Understanding the Impact of Li⁺ vs Na⁺ Salt on the Mechanical and Dynamic Properties of Polyzwitterion-supported Ionogel Electrolytes

Polyzwitterion (polyZI) supported ionogel electrolytes have emerged as alternatives for designing mechanically robust electrolytes with high room temperature conductivities. This is due to the PolyZI side chains playing a dual role as noncovalent crosslinking sites and mobile ion dissociation promoters.
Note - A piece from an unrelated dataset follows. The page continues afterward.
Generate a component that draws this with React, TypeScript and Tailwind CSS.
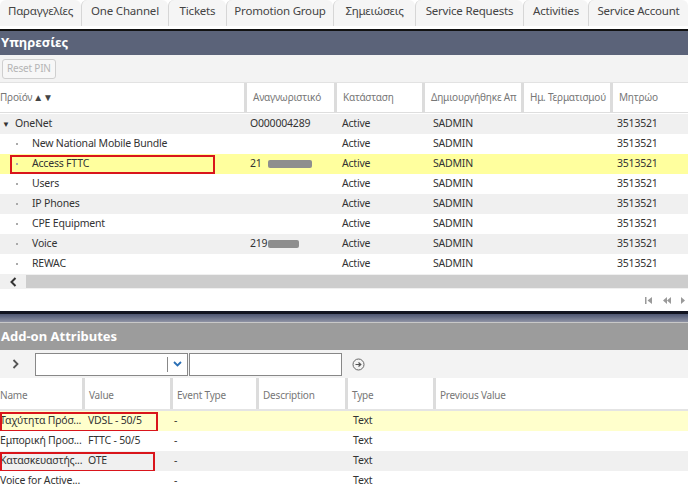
import React from "react";

const tabs = [
  { t: "Παραγγελίες", w: 81 },
  { t: "One Channel", w: 87 },
  { t: "Tickets", w: 58 },
  { t: "Promotion Group", w: 107 },
  { t: "Σημειώσεις", w: 82 },
  { t: "Service Requests", w: 108 },
  { t: "Activities", w: 65 },
  { t: "Service Account", w: 100 },
];

const cols = [244, 90, 88, 99, 89, 78];

type Row = { name: string; id?: string; blur?: number; parent?: boolean; bg: string; box?: boolean };
const rows: Row[] = [
  { name: "OneNet", id: "O000004289", parent: true, bg: "bg-[#f0f0f0]" },
  { name: "New National Mobile Bundle", bg: "bg-white" },
  { name: "Access FTTC", id: "21", blur: 1, bg: "bg-[#ffff9e]", box: true },
  { name: "Users", bg: "bg-white" },
  { name: "IP Phones", bg: "bg-[#f0f0f0]" },
  { name: "CPE Equipment", bg: "bg-white" },
  { name: "Voice", id: "219", blur: 2, bg: "bg-[#f0f0f0]" },
  { name: "REWAC", bg: "bg-white" },
];

const attrs = [
  { n: "Ταχύτητα Πρόσ...", v: "VDSL - 50/5", bg: "bg-[#ffffcc]", box: 158 },
  { n: "Εμπορική Προσ...", v: "FTTC - 50/5", bg: "bg-white" },
  { n: "Κατασκευαστής...", v: "OTE", bg: "bg-[#f0f0f0]", box: 155 },
  { n: "Voice for Active...", v: "", bg: "bg-white" },
];

const attrCols = [82, 88, 86, 89, 88, 155];

export default function App() {
  return (
    <div className="w-[688px] h-[496px] overflow-hidden bg-white text-[#333] text-[10.5px] tracking-[-0.2px]" style={{ fontFamily: '"Noto Sans", "Open Sans", sans-serif' }}>
      {/* Tabs */}
      <div className="flex h-[26px] bg-white">
        {tabs.map((t, i) => (
          <div
            key={i}
            style={{ width: t.w }}
            className={`shrink-0 flex items-center justify-center pb-[5px] text-[11.5px] text-[#444] bg-[#f5f5f5] rounded-t-[6px] ${i === 0 ? "" : "border-l border-[#d6d6d6]"}`}
          >
            <span className="whitespace-nowrap">{t.t}</span>
          </div>
        ))}
      </div>
      <div className="h-[3px] bg-white" />
      {/* Header Υπηρεσίες */}
      <div className="h-[2px] bg-[#111]" />
      <div className="h-[24px] bg-[#5b6379] flex items-center text-white font-bold text-[13px] tracking-normal pl-[1px]">Υπηρεσίες</div>
      {/* Toolbar */}
      <div className="h-[28px] bg-[#f3f3f3] flex items-center px-[2px] border-b border-[#e2e2e2]">
        <div className="h-[20px] px-[4px] border border-[#cfcfcf] rounded-[3px] bg-[#f7f7f7] text-[#b5b5b5] text-[10px] flex items-center">Reset PIN</div>
      </div>
      {/* Column headers */}
      <div className="flex h-[30px] bg-white text-[#777] text-[10px] border-b border-[#dedede]">
        {["Προϊόν", "Αναγνωριστικό", "Κατάσταση", "Δημιουργήθηκε Απ", "Ημ. Τερματισμού", "Μητρώο"].map((h, i) => (
          <div key={i} style={{ width: cols[i] }} className={`shrink-0 flex items-center overflow-hidden whitespace-nowrap ${i === 0 ? "pl-0" : "pl-[6px] border-l-[3px] border-[#dcdcdc]"}`}>
            {h}
            {i === 0 && <span className="text-[#444] text-[10px] ml-[1px]">▲▼</span>}
          </div>
        ))}
      </div>
      {/* Rows */}
      <div className="pt-[1px]">
        {rows.map((r, i) => (
          <div key={i} className={`relative flex h-[20px] items-center ${r.bg}`}>
            <div style={{ width: cols[0] }} className="shrink-0 flex items-center">
              {r.parent ? (
                <>
                  <span className="w-[15px] pl-[2px] text-[8px] text-[#333]">▼</span>
                  <span>{r.name}</span>
                </>
              ) : (
                <>
                  <span className="ml-[16px] w-[2px] h-[2px] bg-[#aaa] mr-[14px]" />
                  <span>{r.name}</span>
                </>
              )}
            </div>
            <div style={{ width: cols[1] }} className="shrink-0 pl-[6px] flex items-center">
              {r.id}
              {r.blur === 1 && <span className="ml-[6px] w-[44px] h-[8px] bg-[#8e8e8e] rounded-[2px]" />}
              {r.blur === 2 && <span className="ml-[1px] w-[31px] h-[8px] bg-[#8e8e8e] rounded-[2px]" />}
            </div>
            <div style={{ width: cols[2] }} className="shrink-0 pl-[8px]">Active</div>
            <div style={{ width: cols[3] }} className="shrink-0 pl-[11px]">SADMIN</div>
            <div style={{ width: cols[4] }} className="shrink-0" />
            <div style={{ width: cols[5] }} className="shrink-0 pl-[7px]">3513521</div>
            {r.box && <div className="absolute left-[10px] top-[1px] w-[205px] h-[19px] border-2 border-[#d9151b]" />}
          </div>
        ))}
      </div>
      {/* Scrollbar */}
      <div className="flex h-[15px] bg-[#f0f0f0] items-center">
        <div className="w-[26px] h-full flex items-center justify-center">
          <svg width="9" height="10" viewBox="0 0 9 10"><path d="M6.5 1 L2.5 5 L6.5 9" fill="none" stroke="#333" strokeWidth="2" /></svg>
        </div>
        <div className="flex-1 h-[13px] bg-[#cdcdcd]" />
      </div>
      {/* Pager */}
      <div className="h-[22px] bg-white flex items-center justify-end pr-[3px] gap-[10px] text-[#999]">
        <svg width="8" height="7" viewBox="0 0 8 7"><rect x="0" y="0" width="1.5" height="7" fill="#9a9a9a" /><path d="M7 0 L2.5 3.5 L7 7 Z" fill="#9a9a9a" /></svg>
        <svg width="8" height="7" viewBox="0 0 8 7"><path d="M4 0 L0 3.5 L4 7 Z M8 0 L4 3.5 L8 7 Z" fill="#9a9a9a" /></svg>
        <svg width="4" height="7" viewBox="0 0 4 7"><path d="M0 0 L4 3.5 L0 7 Z" fill="#9a9a9a" /></svg>
      </div>
      {/* Divider */}
      <div className="h-[3px] bg-[#121420]" />
      <div className="h-[8px] bg-gradient-to-b from-[#4d5570] to-[#8f93a4]" />
      <div className="h-[1px] bg-[#c8c8c8]" />
      {/* Add-on header */}
      <div className="h-[27px] bg-[#9c9c9c] flex items-center text-white font-bold text-[13px] tracking-normal pl-[1px]">Add-on Attributes</div>
      {/* Filter row */}
      <div className="h-[28px] bg-[#f3f3f3] flex items-center">
        <div className="w-[35px] flex justify-center pr-[4px]">
          <svg width="7" height="10" viewBox="0 0 7 10"><path d="M1.5 1 L5.5 5 L1.5 9" fill="none" stroke="#555" strokeWidth="1.8" /></svg>
        </div>
        <div className="w-[153px] h-[23px] border border-[#888] bg-white flex justify-end items-center">
          <div className="h-[15px] w-[1px] bg-[#888]" />
          <div className="w-[19px] flex justify-center">
            <svg width="9" height="6" viewBox="0 0 9 6"><path d="M1 1 L4.5 4.5 L8 1" fill="none" stroke="#2a6fb5" strokeWidth="1.8" /></svg>
          </div>
        </div>
        <div className="ml-[1px] w-[153px] h-[23px] border border-[#888] bg-white" />
        <div className="ml-[10px]">
          <svg width="13" height="13" viewBox="0 0 13 13"><circle cx="6.5" cy="6.5" r="5.5" fill="none" stroke="#666" strokeWidth="1" /><path d="M3.5 6.5 H8.5 M6.5 4.5 L8.8 6.5 L6.5 8.5" fill="none" stroke="#555" strokeWidth="1.2" /></svg>
        </div>
      </div>
      {/* Attr header */}
      <div className="flex h-[33px] bg-white text-[#777] text-[10px] border-b-2 border-[#e4e4e4]">
        {["Name", "Value", "Event Type", "Description", "Type", "Previous Value"].map((h, i) => (
          <div key={i} style={{ width: attrCols[i] }} className={`shrink-0 flex items-center pt-[3px] whitespace-nowrap ${i === 0 ? "pl-0" : "pl-[4px] border-l-[3px] border-[#dcdcdc]"}`}>
            {h}
          </div>
        ))}
      </div>
      {attrs.map((a, i) => (
        <div key={i} className={`relative flex h-[20px] items-center ${a.bg}`}>
          <div className="w-[85px] shrink-0 whitespace-nowrap">{a.n}</div>
          <div className="w-[89px] shrink-0 pl-[3px]">{a.v}</div>
          <div className="w-[175px] shrink-0">-</div>
          <div className="shrink-0 pl-[4px]">Text</div>
          {a.box && <div style={{ width: a.box }} className="absolute left-0 top-[1px] h-[20px] border-2 border-[#d9151b]" />}
        </div>
      ))}
    </div>
  );
}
In this study, we used atomistic molecular dynamic simulations to probe the impact of cation identity (Li⁺vs Na⁺ ) on the elastic moduli and conductivity of single-salt (Li⁺ or Na⁺) and mixed-salt (Li⁺ and Na⁺) ionogels as a function of ZI weight percentage. Our model system is comprised of ZI poly (2-methacryloyloxyethyl phosphorylcholine) (pMPC) loaded with 0.5M X + TFSI/N-butyl-N-methylpyrrolidinium (BMP) TFSI ionic liquid electrolyte (where X ⁺ = Li⁺, Na⁺, or Li ⁺ and Na⁺ ). For both single- and mixed-salt doped ionogel electrolytes, with increasing ZI weight percentage, we observe an increasing association between Li⁺ and Na⁺ ions with the ZI polymer. This observation is accompanied by a decrease in the interaction between Li⁺ and Na⁺ ions with the ionic liquid and salt common anion. Our simulations also reveal a preferential association of Li + - ZI over Na + - ZI in both cases. We also present the probability of ion-pair associations to identify the mechanistic origins of structural and dynamical property differences in both single- and mixed-salt ionogels. Lastly, we show cluster analysis to rationalize the experimentally observed elastic moduli and conductivity results.